Tribal SOCs represent a diverse cross-section of tribal communities, urban Indian organizations, and tribal-state partnerships. Currently, NICWA provided TA to:

Alaska: Tanana Chiefs Conference, Yukon-Kuskokwim Health Corporation
Arizona: Pascua Yaqui Tribe
California: Tule River Indian Reservation, Yurok Tribe
Montana: Montana Office of Public Instruction
Michigan: Detroit Wayne Mental Health Authority
Nebraska: Santee Sioux Nation
New Mexico: Mescalero Apache Tribal Council
Oklahoma: Cherokee Nation
South Dakota: Sinte Gleska University
Washington: Lower Elwha Klallam Tribe, Lummi Nation

Project LAUNCH

NICWA participates in the SAMHSA’s Project LAUNCH, which supports children in reaching social, emotional, behavioral, physical, and cognitive milestones because healthy growth in each of these areas builds the foundation for children to thrive in school and beyond.

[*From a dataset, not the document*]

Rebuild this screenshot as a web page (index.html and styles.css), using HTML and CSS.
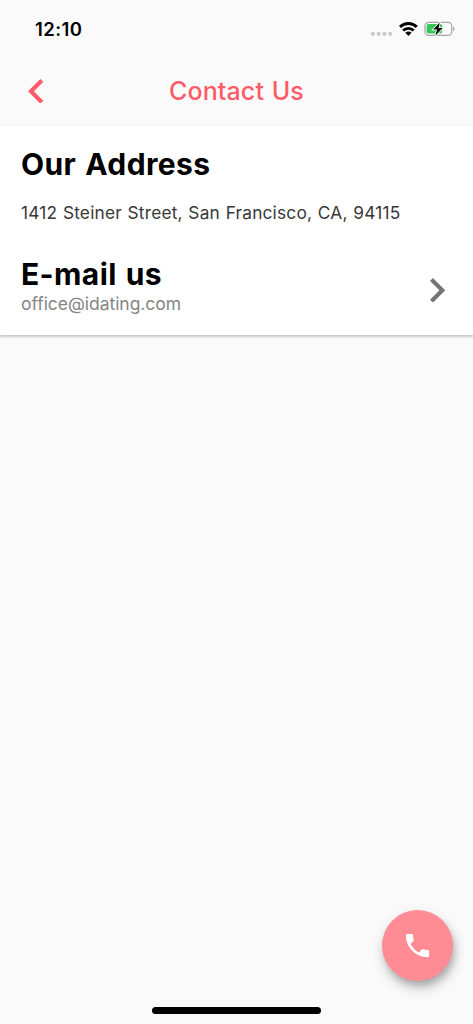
FILE: index.html
```html
<!DOCTYPE html>
<html lang="en">
<head>
<meta charset="utf-8">
<title>Contact Us</title>
<link rel="stylesheet" href="styles.css">
</head>
<body>
<div class="screen">
  <div class="status-bar">
    <span class="time">12:10</span>
    <svg class="status-icons" width="88" height="20" viewBox="0 0 88 20">
      <g fill="#cbcbcd">
        <circle cx="3.8" cy="13.8" r="2.1"/><circle cx="9.7" cy="13.8" r="2.1"/><circle cx="15.4" cy="13.8" r="2.1"/><circle cx="21.3" cy="13.8" r="2.1"/>
      </g>
      <g fill="none" stroke="#000" stroke-width="2.9">
        <path d="M31 6.9a12 12 0 0 1 16.8 0"/>
        <path d="M34.1 10.5a7.6 7.6 0 0 1 10.6 0"/>
      </g>
      <path d="M36.3 12.8a4.4 4.4 0 0 1 6.2 0l-3.1 3.1z"/>
      <rect x="55.9" y="2.3" width="26.9" height="13.1" rx="3.8" fill="none" stroke="#a5a5a7" stroke-width="1.2"/>
      <path d="M84.1 6.5a2.7 2.7 0 0 1 0 4.8z" fill="#a5a5a7"/>
      <rect x="57.6" y="4.1" width="15.6" height="9.5" rx="2.1" fill="#34c759"/>
      <path d="M70.8 2.5L64.2 9.6h3.9l-1.8 6.1 7.4-7.6h-4.1z" stroke="#fafafa" stroke-width="1.8" paint-order="stroke"/>
    </svg>
  </div>
  <header class="app-bar">
    <svg class="chevron back" viewBox="8 6 7.41 12"><path d="M15.41 7.41L14 6l-6 6 6 6 1.41-1.41L10.83 12z"/></svg>
    <h1 class="title">Contact Us</h1>
  </header>
  <main class="card">
    <section class="address">
      <h2 class="heading">Our Address</h2>
      <p class="street">1412 Steiner Street, San Francisco, CA, 94115</p>
    </section>
    <section class="email-row">
      <div>
        <h2 class="heading">E-mail us</h2>
        <p class="email">office@idating.com</p>
      </div>
      <svg class="chevron forward" viewBox="8.59 6 7.41 12"><path d="M10 6L8.59 7.41 13.17 12l-4.58 4.59L10 18l6-6z"/></svg>
    </section>
  </main>
  <footer class="bottom">
    <button class="call" aria-label="Call">
      <svg width="31" height="31" viewBox="0 0 24 24"><path fill="#fff" d="M6.62 10.79c1.44 2.83 3.76 5.14 6.59 6.59l2.2-2.2c.27-.27.67-.36 1.02-.24 1.12.37 2.33.57 3.57.57.55 0 1 .45 1 1V20c0 .55-.45 1-1 1-9.39 0-17-7.61-17-17 0-.55.45-1 1-1h3.5c.55 0 1 .45 1 1 0 1.25.2 2.45.57 3.57.11.35.03.74-.25 1.02l-2.2 2.2z"/></svg>
    </button>
    <div class="home-indicator"></div>
  </footer>
</div>
</body>
</html>
```
FILE: styles.css
```css
* { box-sizing: border-box; }
body { margin: 0; background: #fafafa; font-family: Inter, "Liberation Sans", sans-serif; }
h1, h2, p { margin: 0; white-space: nowrap; }
.screen { display: flex; flex-direction: column; width: 473px; height: 1024px; background: #fafafa; overflow: hidden; }
.status-bar { display: flex; justify-content: space-between; align-items: flex-start; height: 55px; padding: 20px 16px 0 35px; }
.time { font-size: 18.5px; line-height: 19px; font-weight: 600; letter-spacing: 0.4px; }
.status-icons { display: block; }
.app-bar { display: grid; grid-template-columns: 43.5px 1fr 43.5px; align-items: center; height: 71px; padding-top: 2px; border-bottom: 1px solid #f5f5f5; }
.title { grid-column: 2; font-size: 25px; line-height: 30px; font-weight: 500; color: #ff5a68; text-align: center; letter-spacing: 0.1px; word-spacing: 1px; }
.chevron { width: 15.3px; height: 24.7px; flex: none; }
.back { fill: #ff5a68; justify-self: end; }
.card { height: 209px; padding: 20px 28px 0 21px; background: #fff; box-shadow: 0 2px 2px rgba(0,0,0,.2); }
.heading { font-size: 30px; line-height: 36px; font-weight: 700; letter-spacing: 0.4px; word-spacing: 1.5px; color: #000; }
.street { margin-top: 20px; font-size: 17.3px; line-height: 22px; color: #383838; letter-spacing: 0.2px; word-spacing: 0.6px; }
.email-row { display: flex; justify-content: space-between; align-items: center; margin-top: 32px; }
.email { padding-top: 1px; font-size: 17.5px; line-height: 22px; color: #858585; letter-spacing: -0.04px; }
.forward { fill: #757575; margin-top: 9px; }
.bottom { display: flex; flex-direction: column; margin-top: auto; align-items: center; padding-bottom: 10px; }
.call { display: grid; place-items: center; align-self: flex-end; width: 71px; height: 71px; margin: 0 20px 26px 0; padding: 0; border: 0; border-radius: 50%; background: #ff8c95; box-shadow: 2px 5px 7px -1px rgba(0,0,0,.2), 2px 8px 13px rgba(0,0,0,.17), 0 1px 20px rgba(0,0,0,.04); }
.home-indicator { width: 169px; height: 7px; border-radius: 4px; background: #000; }
```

The purpose of Project LAUNCH (Linking Actions for Unmet Needs in Children’s Health) is to promote the wellness of young children ages birth to eight. The long-term goal of Project LAUNCH is to ensure that all children enter school ready to learn and able to succeed. Project LAUNCH seeks to improve coordination across child-serving systems, build infrastructure, and increase access to high-quality prevention and wellness promotion services for children and their families.